# What size hook for spot????



## ilovefish

Hi Fellows. I plan on taking a headboat out of Gransonville at Kent Narrows on saturday and I was wondering what size hook to use to catch some spot. They are still running aren't they?


----------



## OldBay

I use a size 2 baitholder for spot and croaker.


----------



## murphman

#10 Matzuo Circle


----------



## islanderblues

Murphman,

Have you had any problems with the leaders on those #10's Matzuo's breaking loose at the hook? 

They just about drove me crazy last year when I kept losing fish. I wrote to the company complaining and they sent me about 2 doz freebie packs. Must have sent me all of the packs they got back from other disgrunts because when I used them a couple weeks ago, a few broke again....

IB


----------



## OldBay

If you are breaking rigs on spot, there must be some serious defects with the leaders.


----------



## murphman

No problem with the Matzuo's yet. Accept I need my glasses when I tie them to the in line swivel on my fish finder rig(LOL). I mostly use them on rods that are 6'6" and smaller when I'm fishing from small piers or from the boat on IRB. I also have had great success on the larger #6 J Hooks (Longshank) attached to a fishfinder rig. I have a bunch of Matzuo Snells that I haven't even used yet. It should be interesting to see how they hold.


----------



## Billr

Murph. catching a lot of big spotoff CHSP. they do prefer bloodworms. rhey hit , just about anytime.


----------



## Thrifty Angler

I use #2 *red* baitholder hooks...presnelled....made by Eagleclaw. They also make a size #4 and #1. I get mine at Walmart. They stay sharp and I use them on a few trips before I discard them. Usually the color comes off after a couple uses...but the hooks still remain extremely sharp.

I've noticed they outperform the basic saltwater long shanks and circles for spot. I figure it's the color.


----------



## BigJeff823

I like size #2-8 Circle hook snells made by Bear Paw;they will catch more than any other hook in the box.Any type #2-8 will work in a pinch though.Bloodworms are the best bait only a little bit will do ya.


----------



## AI4WD

#1 or 2 circle.....dont even have to hold the rod...they hook theirselves....  I use them on bobbers for my kids....they have a ball....Especially the young ones(5&6) 
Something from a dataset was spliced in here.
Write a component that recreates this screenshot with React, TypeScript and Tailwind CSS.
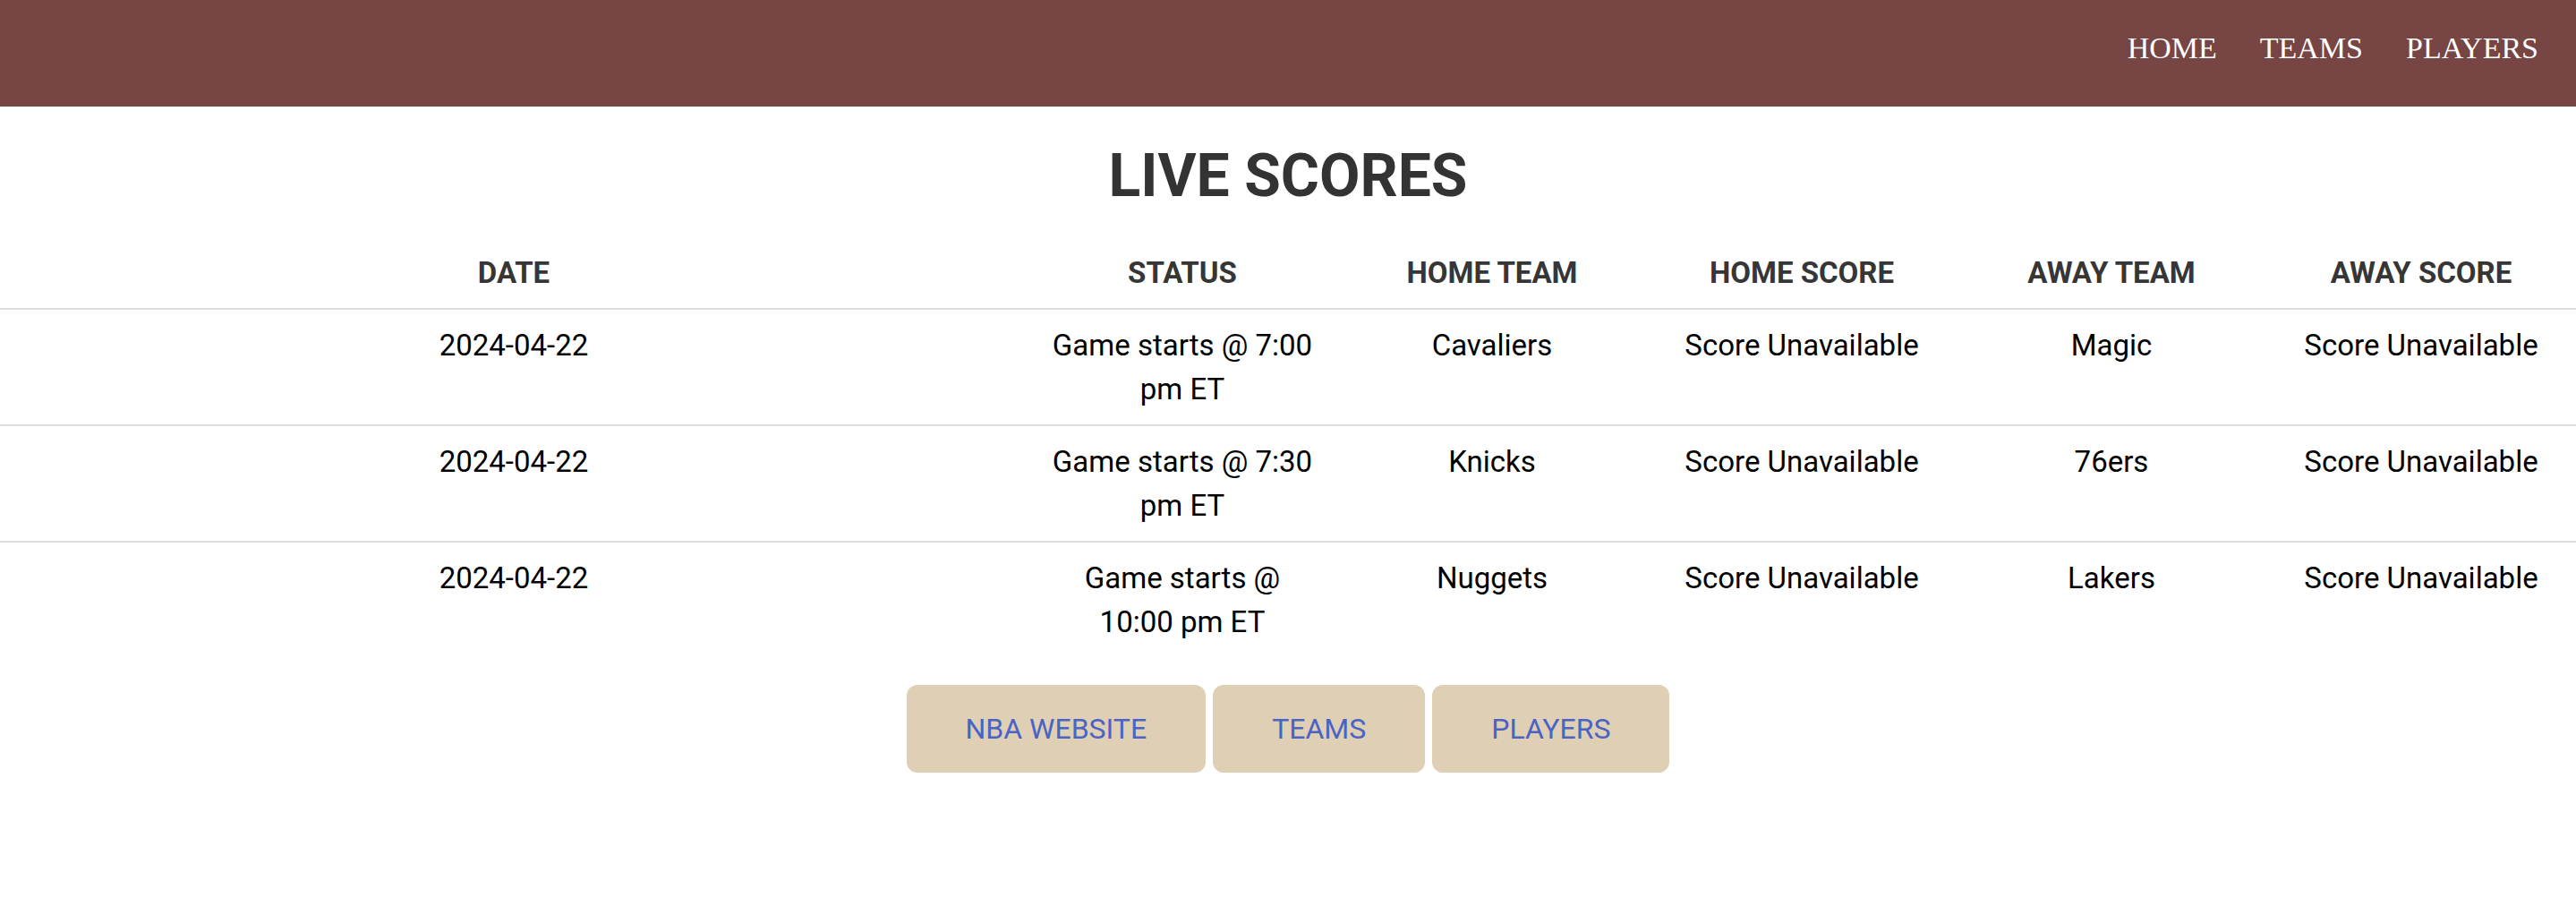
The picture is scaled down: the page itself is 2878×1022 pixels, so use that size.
import React from "react"

const games = [
  {
    date: "2024-04-22",
    status: "Game starts @ 7:00 pm ET",
    homeTeam: "Cavaliers",
    homeScore: "Score Unavailable",
    awayTeam: "Magic",
    awayScore: "Score Unavailable",
  },
  {
    date: "2024-04-22",
    status: "Game starts @ 7:30 pm ET",
    homeTeam: "Knicks",
    homeScore: "Score Unavailable",
    awayTeam: "76ers",
    awayScore: "Score Unavailable",
  },
  {
    date: "2024-04-22",
    status: "Game starts @ 10:00 pm ET",
    homeTeam: "Nuggets",
    homeScore: "Score Unavailable",
    awayTeam: "Lakers",
    awayScore: "Score Unavailable",
  },
]

const headings = ["DATE", "STATUS", "HOME TEAM", "HOME SCORE", "AWAY TEAM", "AWAY SCORE"]

export default function App() {
  return (
    <div className="min-h-screen bg-white font-['Roboto',sans-serif]">
      {/* Top nav */}
      <header className="h-[119px] bg-[#764544] flex items-center justify-end gap-[48px] pr-[42px] pb-[12px]">
        {["HOME", "TEAMS", "PLAYERS"].map((link) => (
          <a
            key={link}
            href="#"
            className="font-['Liberation_Serif',serif] text-[34px] leading-none text-white"
          >
            {link}
          </a>
        ))}
      </header>

      <main>
        <h1 className="mt-[38px] mb-[29px] text-center text-[66px] leading-[79px] font-bold text-[#333333]">
          LIVE SCORES
        </h1>

        <table className="w-full table-fixed border-collapse">
          <colgroup>
            <col />
            <col className="w-[346px]" />
            <col className="w-[346px]" />
            <col className="w-[346px]" />
            <col className="w-[346px]" />
            <col className="w-[346px]" />
          </colgroup>
          <thead>
            <tr>
              {headings.map((h) => (
                <th
                  key={h}
                  className="border-b-2 border-[#dcdcdc] px-[22px] py-[15px] text-center text-[33px] leading-[49px] font-bold text-[#363636]"
                >
                  {h}
                </th>
              ))}
            </tr>
          </thead>
          <tbody>
            {games.map((game, i) => (
              <tr key={i}>
                {[game.date, game.status, game.homeTeam, game.homeScore, game.awayTeam, game.awayScore].map(
                  (value, j) => (
                    <td
                      key={j}
                      className={
                        i < games.length - 1
                          ? "border-b-2 border-[#dcdcdc] px-[22px] py-[15px] align-top text-center text-[33px] leading-[49px] text-black"
                          : "px-[22px] py-[15px] align-top text-center text-[33px] leading-[49px] text-black"
                      }
                    >
                      {value}
                    </td>
                  )
                )}
              </tr>
            ))}
          </tbody>
        </table>

        {/* Links */}
        <div className="mt-[31px] flex justify-center gap-2">
          {["NBA WEBSITE", "TEAMS", "PLAYERS"].map((label) => (
            <a
              key={label}
              href="#"
              className="h-[98px] px-[66px] flex items-center rounded-[12px] bg-[#dfcfb5] text-[32px] text-[#4a63c5]"
            >
              {label}
            </a>
          ))}
        </div>
      </main>
    </div>
  )
}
They catch so many spot for my live well I usually have to start culling them out!

Hooks up,
Forrest


----------



## sand flea

I actually use #4 or #6 circles. They hold a tiny piece of bloodworm and hook every time.


----------



## catch_them_all

*Catching Spot*

Guys,

I use the eagle claw #2; they seem to work the best when fishing for spot. Moreover, @ SPSP last saturday I caught over 20 spot with night crawlers. Just cust them twice and fit the hook with just a little tease hanging off(1/4"-1/2").  

chris

<MARQUEE><*)))))))))><</marquee>


----------